Mais sur cette question, l’ensemble de la gauche n’a pas avancé uni, loin de là : socialistes et écologistes se sont prononcés en faveur du texte. « Nous sommes des alliés des Ukrainiens, qui, dans cette guerre, ne défendent pas qu’eux-mêmes, mais toute l’Europe ! » a clamé Boris Vallaud, député PS. Une position également justifiée, avant les débats, par son collègue Arthur Delaporte comme un choix en cohérence avec la ligne défendue par Raphaël Glucksmann, tête de liste PS et Place publique pour les européennes : « C’est un choix dans la continuité de nos positions, mais ce n’est pas un quitus pour le président. »
Une ligne partagée par les écologistes, qui dénoncent cependant la « prise de risque » d’Emmanuel Macron liée à ses « élucubrations guerrières » et sa « mise en scène d’une combativité théâtrale ». Malgré tout, Cyrielle Chatelain, présidente du groupe écologiste, a justifié son vote pour l’accord, notamment au nom du respect du droit international : « Nous ne transigeons pas avec la liberté des peuples à disposer d’eux-mêmes lorsqu’il s’agit de faire face à une agression militaire, à des crimes de guerre, à l’attaque d’un autocrate contre nos valeurs. »
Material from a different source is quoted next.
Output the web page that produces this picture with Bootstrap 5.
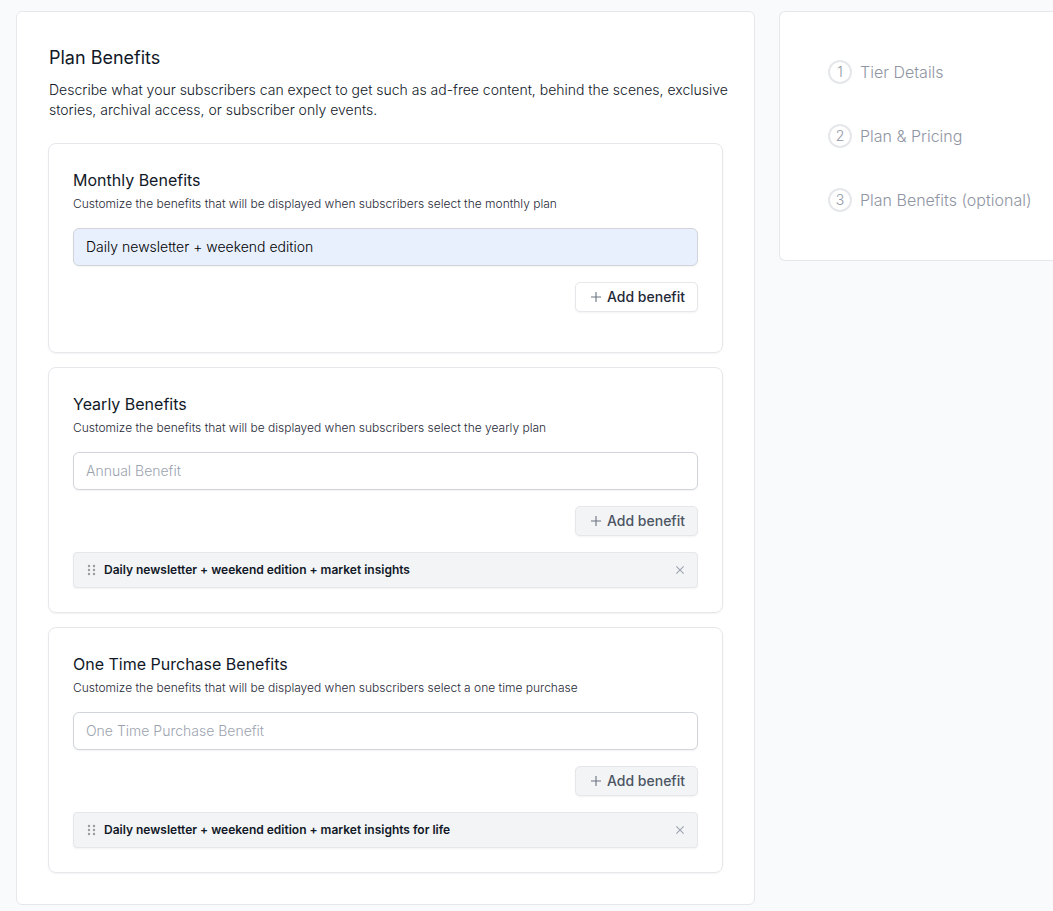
<!DOCTYPE html>
<html lang="en">
<head>
<meta charset="utf-8">
<meta name="viewport" content="width=device-width, initial-scale=1">
<title>Plan Benefits</title>
<link rel="stylesheet" href="https://cdn.jsdelivr.net/npm/bootstrap@5.3.0/dist/css/bootstrap.min.css">
<style>
  body { font-family: Inter, "Liberation Sans", sans-serif; font-size: 14px; line-height: 20px; font-weight: 300; color: #111827; background: #f9fafb; }
  .tier-layout { display: grid; grid-template-columns: minmax(0, 1fr) 274px; gap: 24px; align-items: start; padding: 11px 0 6px 16px; }
  .panel { background: #fff; border: 1px solid #e5e7eb; border-radius: 6px; }
  .panel-main { padding: 31px; }
  .panel-steps { padding: 48px 0 48px 48px; border-right: 0; border-radius: 6px 0 0 6px; }
  .panel-head { margin-right: -16px; padding: 1px 0 23px 1px; }
  .panel-title { font-size: 18px; line-height: 28px; font-weight: 400; }
  .panel-text { color: #111827; }
  .benefit-card { border: 1px solid #e5e7eb; border-radius: 8px; box-shadow: 0 1px 2px rgba(0,0,0,.05); padding: 24px; }
  .benefit-stack { gap: 14px; }
  .benefit-title { font-size: 16px; line-height: 24px; font-weight: 400; }
  .benefit-text { font-size: 12px; line-height: 16px; color: #1f2937; }
  .benefit-input { height: 38px; padding: 7px 12px 9px; font-size: 14px; line-height: 20px; font-weight: 350; border-color: #d1d5db; border-radius: 6px; box-shadow: 0 1px 2px rgba(0,0,0,.05); color: #000; }
  .benefit-input::placeholder { color: #9ca3af; font-weight: 300; }
  .benefit-input.is-filled { background: #e8f0fe; }
  .btn-add { height: 30px; padding: 0 12px; font-size: 14px; line-height: 20px; font-weight: 450; border-radius: 5px; box-shadow: 0 1px 2px rgba(0,0,0,.05);
    --bs-btn-color: #1f2937; --bs-btn-border-color: #e5e7eb; --bs-btn-bg: #fff; --bs-btn-hover-bg: #f9fafb; --bs-btn-hover-border-color: #d1d5db;
    --bs-btn-disabled-color: #4b5563; --bs-btn-disabled-bg: #f3f4f6; --bs-btn-disabled-border-color: #e5e7eb; --bs-btn-disabled-opacity: 1; }
  .btn-add { gap: 3px; }
  .benefit-item { height: 36px; padding: 0 11px; gap: 7px; background: #f3f4f6; border: 1px solid #e5e7eb; border-radius: 4px; box-shadow: 0 1px 2px rgba(0,0,0,.05); font-size: 12px; line-height: 16px; font-weight: 600; }
  .btn-icon { display: flex; padding: 0; border: 0; background: none; }
  .step-list { gap: 40px; }
  .step-link { font-size: 16px; line-height: 24px; color: #9095a3; }
  .step-num { width: 24px; height: 24px; border: 2px solid #e5e7eb; font-size: 14px; line-height: 20px; }
  @media (max-width: 767px) {
    .tier-layout { grid-template-columns: minmax(0, 1fr); padding-right: 16px; }
    .panel-steps { border-right: 1px solid #e5e7eb; border-radius: 6px; }
  }
</style>
</head>
<body>
<svg class="d-none" aria-hidden="true">
  <symbol id="i-plus" viewBox="0 0 12 12"><path d="M6 1v10M1 6h10" fill="none" stroke="#6b7280" stroke-width="1.1"/></symbol>
  <symbol id="i-close" viewBox="0 0 12 12"><path d="M2.3 2.3l7.4 7.4M9.7 2.3l-7.4 7.4" fill="none" stroke="#9ca3af" stroke-width="1.1"/></symbol>
  <symbol id="i-grip" viewBox="0 0 12 12"><g fill="#9a9a9f"><circle cx="4" cy="2" r="1.2"/><circle cx="9" cy="2" r="1.2"/><circle cx="4" cy="6" r="1.2"/><circle cx="9" cy="6" r="1.2"/><circle cx="4" cy="10" r="1.2"/><circle cx="9" cy="10" r="1.2"/></g></symbol>
</svg>

<div class="tier-layout">
  <main class="panel panel-main">
    <header class="panel-head">
      <h1 class="panel-title mb-2">Plan Benefits</h1>
      <p class="panel-text mb-0">Describe what your subscribers can expect to get such as ad-free content, behind the scenes, exclusive stories, archival access, or subscriber only events.</p>
    </header>

    <div class="benefit-stack d-flex flex-column">
      <section class="benefit-card">
        <h2 class="benefit-title mb-1"><label for="monthly">Monthly Benefits</label></h2>
        <p class="benefit-text mb-3">Customize the benefits that will be displayed when subscribers select the monthly plan</p>
        <input class="form-control benefit-input is-filled mb-3" type="text" id="monthly" placeholder="Monthly Benefit" value="Daily newsletter + weekend edition">
        <div class="d-flex justify-content-end mb-3">
          <button type="button" class="btn btn-add d-flex align-items-center"><svg width="16" height="12" aria-hidden="true"><use href="#i-plus"/></svg>Add benefit</button>
        </div>
      </section>

      <section class="benefit-card">
        <h2 class="benefit-title mb-1"><label for="yearly">Yearly Benefits</label></h2>
        <p class="benefit-text mb-3">Customize the benefits that will be displayed when subscribers select the yearly plan</p>
        <input class="form-control benefit-input mb-3" type="text" id="yearly" placeholder="Annual Benefit">
        <div class="d-flex justify-content-end mb-3">
          <button type="button" class="btn btn-add d-flex align-items-center" disabled><svg width="16" height="12" aria-hidden="true"><use href="#i-plus"/></svg>Add benefit</button>
        </div>
        <div class="benefit-item d-flex align-items-center">
          <svg width="12" height="12" aria-hidden="true"><use href="#i-grip"/></svg>
          <span>Daily newsletter + weekend edition + market insights</span>
          <button type="button" class="btn-icon ms-auto" aria-label="Remove benefit"><svg width="12" height="12" aria-hidden="true"><use href="#i-close"/></svg></button>
        </div>
      </section>

      <section class="benefit-card">
        <h2 class="benefit-title mb-1"><label for="onetime">One Time Purchase Benefits</label></h2>
        <p class="benefit-text mb-3">Customize the benefits that will be displayed when subscribers select a one time purchase</p>
        <input class="form-control benefit-input mb-3" type="text" id="onetime" placeholder="One Time Purchase Benefit">
        <div class="d-flex justify-content-end mb-3">
          <button type="button" class="btn btn-add d-flex align-items-center" disabled><svg width="16" height="12" aria-hidden="true"><use href="#i-plus"/></svg>Add benefit</button>
        </div>
        <div class="benefit-item d-flex align-items-center">
          <svg width="12" height="12" aria-hidden="true"><use href="#i-grip"/></svg>
          <span>Daily newsletter + weekend edition + market insights for life</span>
          <button type="button" class="btn-icon ms-auto" aria-label="Remove benefit"><svg width="12" height="12" aria-hidden="true"><use href="#i-close"/></svg></button>
        </div>
      </section>
    </div>
  </main>

  <nav class="panel panel-steps" aria-label="Steps">
    <ol class="step-list list-unstyled d-flex flex-column mb-0">
      <li><a href="#" class="step-link d-flex align-items-center gap-2 text-decoration-none"><span class="step-num d-flex align-items-center justify-content-center rounded-circle">1</span>Tier Details</a></li>
      <li><a href="#" class="step-link d-flex align-items-center gap-2 text-decoration-none"><span class="step-num d-flex align-items-center justify-content-center rounded-circle">2</span>Plan &amp; Pricing</a></li>
      <li><a href="#" class="step-link d-flex align-items-center gap-2 text-decoration-none"><span class="step-num d-flex align-items-center justify-content-center rounded-circle">3</span>Plan Benefits (optional)</a></li>
    </ol>
  </nav>
</div>
<script src="https://cdn.jsdelivr.net/npm/bootstrap@5.3.0/dist/js/bootstrap.bundle.min.js"></script>
</body>
</html>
À droite, même si « Les Républicains » ont soutenu ce texte « symbolique » et « purement déclaratif », Olivier Marleix a pris ses distances avec les méthodes « aventureuses » du président qui ont, selon lui, créé la « confusion » tout en manquant de « pondération ». Le président du groupe LR demande davantage d’ambition autour de ce débat : « Qui peut penser que le tout-militaire est une fin en soi ? Notre responsabilité face à l’histoire est aussi de préparer demain. Cela suppose de moins parler et de repenser les moyens de notre puissance. »
Un soutien timide qui aura tout de même fait la différence et permis à l’accord d’être voté, en plus de l’abstention du Rassemblement national, soucieux de tenter de faire oublier sa poutinophilie de longue date à quelques semaines du scrutin européen.